As I have said, some things can’t be recycled, and if we don’t throw out our trash we must leave it to our children, who will have to deal with it when there are even fewer landfills.

I can sympathize with Kathi Kennedy of Pacific News Service, whose timely article on recycling was published in this section recently under the headline, “The Garbage That Ate Our Lives.”

She told how her Berkeley commune started out conscientiously to recycle everything, only to become so obsessed with that undertaking that “we now process a cornucopia of waste products which must be washed, rinsed, delabeled, crushed, sorted, or boxed, and then taken to the recycler’s.” As a consequence, conversation centers on recycling and she and her friends are becoming bores.
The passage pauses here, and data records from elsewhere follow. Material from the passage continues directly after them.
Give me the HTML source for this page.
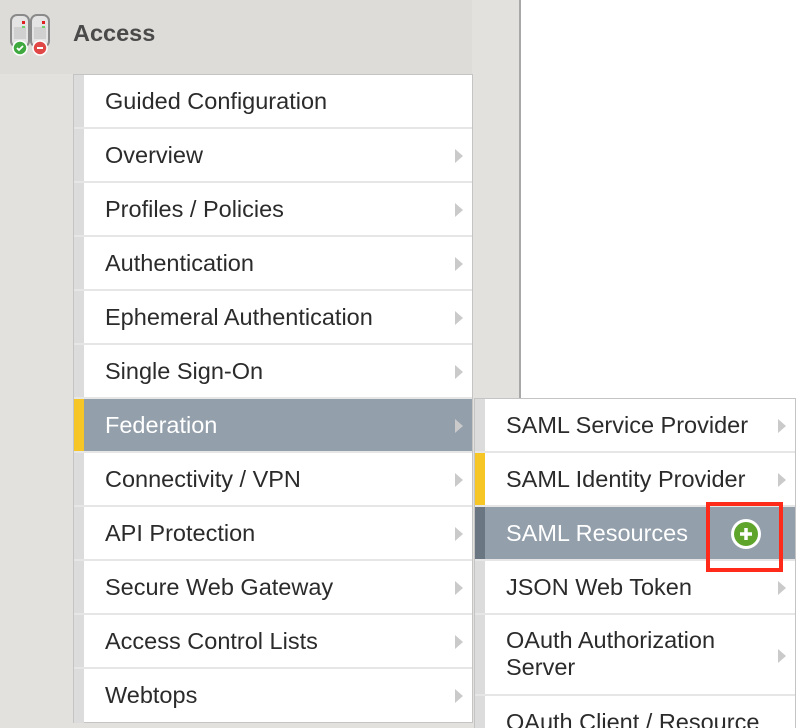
<!DOCTYPE html>
<html><head><meta charset="utf-8"><style>
*{margin:0;padding:0;box-sizing:border-box}
html,body{width:806px;height:728px;overflow:hidden}
body{background:#fff;font-family:"Liberation Sans",Arial,sans-serif;position:relative}
.panel{position:absolute;left:0;top:0;width:521px;height:728px;background:#e2e1dd;border-right:2px solid #a8a8a8}
.hdr{position:absolute;left:0;top:0;width:472px;height:74px;background:#dddcd8}
.title{position:absolute;left:73px;top:20px;font-size:23.5px;font-weight:bold;color:#4a4a4a}
.menu{position:absolute;left:73px;top:74px;width:400px;height:649px;background:#fff;border:1px solid #c4c4c4}
.row{position:absolute;left:0;width:398px;height:54px;border-bottom:2px solid #e6e6e6}
.stripe{position:absolute;left:0;top:0;width:10px;height:100%;background:#dcdcdc}
.row span{position:absolute;left:31px;top:13px;font-size:23.5px;color:#2b2b2b;white-space:nowrap}
.arr{position:absolute;right:9px;top:20px;width:0;height:0;border-left:8px solid #cacaca;border-top:7px solid transparent;border-bottom:7px solid transparent}
.sel{background:#939fab}
.sel span{color:#fff}
.sub{position:absolute;left:474px;top:398px;width:322px;height:340px;background:#fff;border:1px solid #c4c4c4}
.sub .row{width:320px}
</style></head><body>
<div class="panel"></div>
<div class="hdr"></div>
<svg style="position:absolute;left:9px;top:13px" width="46" height="44" viewBox="0 0 46 44">
<rect x="2" y="2" width="18" height="32" rx="6" fill="#e4e4e4" stroke="#8a8a8a" stroke-width="2"/>
<rect x="22" y="2" width="18" height="32" rx="6" fill="#e4e4e4" stroke="#8a8a8a" stroke-width="2"/>
<rect x="5" y="14" width="12" height="12" fill="#d0d0d0"/><rect x="25" y="14" width="12" height="12" fill="#d0d0d0"/>
<rect x="13" y="8" width="3" height="3" fill="#e02020"/><rect x="13" y="13" width="3" height="2" fill="#70d070"/>
<rect x="33" y="8" width="3" height="3" fill="#e02020"/><rect x="33" y="13" width="3" height="2" fill="#70d070"/>
<circle cx="11" cy="35" r="7" fill="#3fa83f" stroke="#fff" stroke-width="1.5"/>
<path d="M8 35l2 2 4-4" stroke="#fff" stroke-width="1.8" fill="none"/>
<circle cx="31" cy="35" r="7" fill="#e04848" stroke="#fff" stroke-width="1.5"/>
<path d="M28 35h6" stroke="#fff" stroke-width="2"/>
</svg>
<div class="title">Access</div>
<div class="menu">
<div class="row" style="top:0"><div class="stripe"></div><span>Guided Configuration</span></div>
<div class="row" style="top:54px"><div class="stripe"></div><span>Overview</span><i class="arr"></i></div>
<div class="row" style="top:108px"><div class="stripe"></div><span>Profiles / Policies</span><i class="arr"></i></div>
<div class="row" style="top:162px"><div class="stripe"></div><span>Authentication</span><i class="arr"></i></div>
<div class="row" style="top:216px"><div class="stripe"></div><span>Ephemeral Authentication</span><i class="arr"></i></div>
<div class="row" style="top:270px"><div class="stripe"></div><span>Single Sign-On</span><i class="arr"></i></div>
<div class="row sel" style="top:324px"><div class="stripe" style="background:#f6c526"></div><span>Federation</span><i class="arr"></i></div>
<div class="row" style="top:378px"><div class="stripe"></div><span>Connectivity / VPN</span><i class="arr"></i></div>
<div class="row" style="top:432px"><div class="stripe"></div><span>API Protection</span><i class="arr"></i></div>
<div class="row" style="top:486px"><div class="stripe"></div><span>Secure Web Gateway</span><i class="arr"></i></div>
<div class="row" style="top:540px"><div class="stripe"></div><span>Access Control Lists</span><i class="arr"></i></div>
<div class="row" style="top:594px;border-bottom:none"><div class="stripe"></div><span>Webtops</span><i class="arr"></i></div>
</div>
<div class="sub">
<div class="row" style="top:0"><div class="stripe"></div><span>SAML Service Provider</span><i class="arr"></i></div>
<div class="row" style="top:54px"><div class="stripe" style="background:#f6c526"></div><span>SAML Identity Provider</span><i class="arr"></i></div>
<div class="row sel" style="top:108px"><div class="stripe" style="background:#6b7683"></div><span>SAML Resources</span></div>
<div class="row" style="top:162px"><div class="stripe"></div><span>JSON Web Token</span><i class="arr"></i></div>
<div class="row" style="top:216px;height:81px"><div class="stripe"></div><span style="top:12px;line-height:27px">OAuth Authorization<br>Server</span><i class="arr" style="top:34px"></i></div>
<div class="row" style="top:297px"><div class="stripe"></div><span>OAuth Client / Resource</span></div>
</div>
<div style="position:absolute;left:706px;top:502px;width:77px;height:70px;border:4px solid #ff2a1a"></div>
<svg style="position:absolute;left:729px;top:517px" width="34" height="34" viewBox="0 0 34 34">
<circle cx="17" cy="17" r="15" fill="#fff"/>
<circle cx="17" cy="17" r="12" fill="#5fa52c"/>
<path d="M17 11v12M11 17h12" stroke="#fff" stroke-width="3.5"/>
</svg>
</body></html>
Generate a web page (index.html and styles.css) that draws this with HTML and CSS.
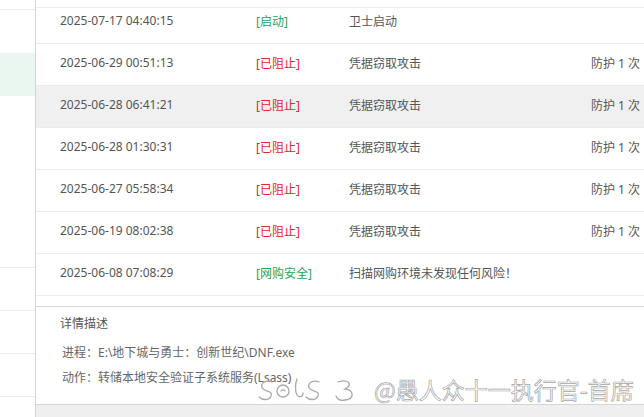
FILE: index.html
```html
<!DOCTYPE html>
<html lang="zh-CN">
<head>
  <meta charset="UTF-8">
  <title>防护日志</title>
  <link rel="stylesheet" href="styles.css">
</head>
<body>
  <div class="app">
    <aside class="side">
      <div class="side-top"></div>
      <div class="side-item active"></div>
      <div class="side-fill"></div>
      <div class="side-item"></div>
      <div class="side-item"></div>
      <div class="side-item"></div>
    </aside>

    <main class="main">
      <div class="head"></div>
      <div class="log">
        <div class="row first">
          <span class="c-time">2025-07-17 04:40:15</span>
          <span class="c-tag ok">[启动]</span>
          <span class="c-desc">卫士启动</span>
          <span class="c-count"></span>
        </div>
        <div class="row">
          <span class="c-time">2025-06-29 00:51:13</span>
          <span class="c-tag bad">[已阻止]</span>
          <span class="c-desc">凭据窃取攻击</span>
          <span class="c-count">防护 1 次</span>
        </div>
        <div class="row hover">
          <span class="c-time">2025-06-28 06:41:21</span>
          <span class="c-tag bad">[已阻止]</span>
          <span class="c-desc">凭据窃取攻击</span>
          <span class="c-count">防护 1 次</span>
        </div>
        <div class="row">
          <span class="c-time">2025-06-28 01:30:31</span>
          <span class="c-tag bad">[已阻止]</span>
          <span class="c-desc">凭据窃取攻击</span>
          <span class="c-count">防护 1 次</span>
        </div>
        <div class="row">
          <span class="c-time">2025-06-27 05:58:34</span>
          <span class="c-tag bad">[已阻止]</span>
          <span class="c-desc">凭据窃取攻击</span>
          <span class="c-count">防护 1 次</span>
        </div>
        <div class="row">
          <span class="c-time">2025-06-19 08:02:38</span>
          <span class="c-tag bad">[已阻止]</span>
          <span class="c-desc">凭据窃取攻击</span>
          <span class="c-count">防护 1 次</span>
        </div>
        <div class="row">
          <span class="c-time">2025-06-08 07:08:29</span>
          <span class="c-tag ok">[网购安全]</span>
          <span class="c-desc">扫描网购环境未发现任何风险！</span>
          <span class="c-count"></span>
        </div>
      </div>

      <section class="detail">
        <div class="detail-title">详情描述</div>
        <div class="detail-line">进程：E:\地下城与勇士：创新世纪\DNF.exe</div>
        <div class="detail-line">动作：转储本地安全验证子系统服务(Lsass)</div>
      </section>

      <div class="foot"></div>
    </main>
  </div>

  <div class="mark">
    <svg class="mark-logo" width="108" height="30" viewBox="0 0 108 30">
      <g fill="none" stroke="#a9a9a9" stroke-width="1.3" stroke-linecap="round">
        <path d="M16 8 C8 5 3 11 7 15 C11 18 17 17 15 22 C13 27 6 26 3 23"/>
        <circle cx="27" cy="17" r="6"/>
        <path d="M25 17 C26 15.5 28 15.5 29 17"/>
        <path d="M41 5 C39 10 39 17 41 21 C43 24 47 23 47 19"/>
        <path d="M63 8 C55 5 50 11 54 15 C58 18 64 17 62 22 C60 27 53 26 50 23"/>
        <path d="M82 8 C92 5 98 10 89 15 C98 16 99 25 89 26 C84 27 81 25 80 22"/>
      </g>
    </svg>
    <span class="mark-text">@愚人众十一执行官-首席</span>
  </div>
</body>
</html>
```

FILE: styles.css
```css
html, body {
  margin: 0;
  padding: 0;
}

body {
  width: 644px;
  height: 417px;
  overflow: hidden;
  background: #fff;
  font-family: "Noto Sans", "Noto Sans CJK SC", sans-serif;
  font-size: 12px;
  color: #555;
  position: relative;
}

.app {
  display: flex;
  height: 417px;
}

/* left nav, mostly cut off */
.side {
  width: 35px;
  border-right: 1px solid #d4d4d4;
  display: flex;
  flex-direction: column;
}

.side-top {
  height: 9px;
  border-bottom: 1px solid #ebebeb;
  flex-shrink: 0;
}

.side-item {
  height: 43px;
  border-bottom: 1px solid #ebebeb;
  box-sizing: border-box;
  flex-shrink: 0;
}

.side-item.active {
  margin-top: 43px;
  height: 43px;
  border-bottom: none;
  background: #eaf7f0;
}

.side-fill {
  height: 171px;
  border-bottom: 1px solid #ebebeb;
  flex-shrink: 0;
}

.main {
  flex: 1;
  display: flex;
  flex-direction: column;
  min-width: 0;
}

.head {
  height: 7px;
  border-bottom: 1px solid #ececec;
  flex-shrink: 0;
}

.row {
  display: flex;
  align-items: center;
  height: 42px;
  box-sizing: border-box;
  padding-bottom: 4px;
  border-bottom: 1px solid #ececec;
  white-space: nowrap;
}

.row.first {
  height: 36px;
  padding-bottom: 10px;
}

.row.hover {
  background: #f0f0f0;
}

.c-time {
  width: 196px;
  padding-left: 24px;
  flex-shrink: 0;
  color: #555;
}

.c-tag {
  width: 93px;
  flex-shrink: 0;
}

.c-tag.ok { color: #22a55a; }
.c-tag.bad { color: #e2262a; }

.c-desc {
  width: 242px;
  flex-shrink: 0;
  color: #555;
}

.c-count {
  color: #555;
}

.detail {
  margin-top: 10px;
  border-top: 1px solid #d6d6d6;
  flex: 1;
  padding: 8px 0 0 24px;
}

.detail-title {
  height: 17px;
  line-height: 17px;
  color: #555;
  margin-bottom: 12px;
}

.detail-line {
  padding-left: 2px;
  height: 17px;
  line-height: 17px;
  color: #666;
  margin-bottom: 8px;
}

.foot {
  height: 12px;
  border-top: 1px solid #d6d6d6;
  background: #efefef;
  flex-shrink: 0;
}

/* watermark laid over the page */
.mark {
  position: absolute;
  left: 256px;
  top: 374px;
  width: max-content;
  display: flex;
  align-items: center;
  gap: 10px;
  white-space: nowrap;
  pointer-events: none;
}

.mark-logo {
  flex-shrink: 0;
}

.mark-text {
  font-family: "Noto Sans CJK SC", sans-serif;
  font-size: 23px;
  line-height: 30px;
  color: rgba(255, 255, 255, 0.6);
  -webkit-text-stroke: 0.7px #a6a6a6;
}
```
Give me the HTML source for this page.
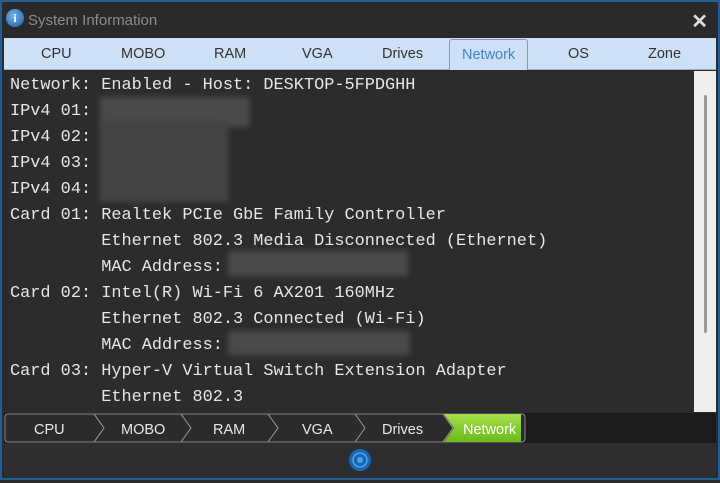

A reader has sent me a flyer from a recycling company which seems to verify Kennedy’s alarm. My wife and I try to separate our trash now, as we are urged to do. We have two trash containers in our kitchen, one for disposable trash and one for aluminum, glass and other recyclable materials.

I am not sure what is recyclable and what isn’t. If the flyer is correct, I’m afraid we are not doing the right thing. It says, for instance, that containers must not be food covered. Does that mean that every time I open a can of chili for lunch I have to wash the can before I toss it? All right, I can do that. But do I have to remove the label? Have you ever tried to remove a label from a can? You can’t get rid of the glue.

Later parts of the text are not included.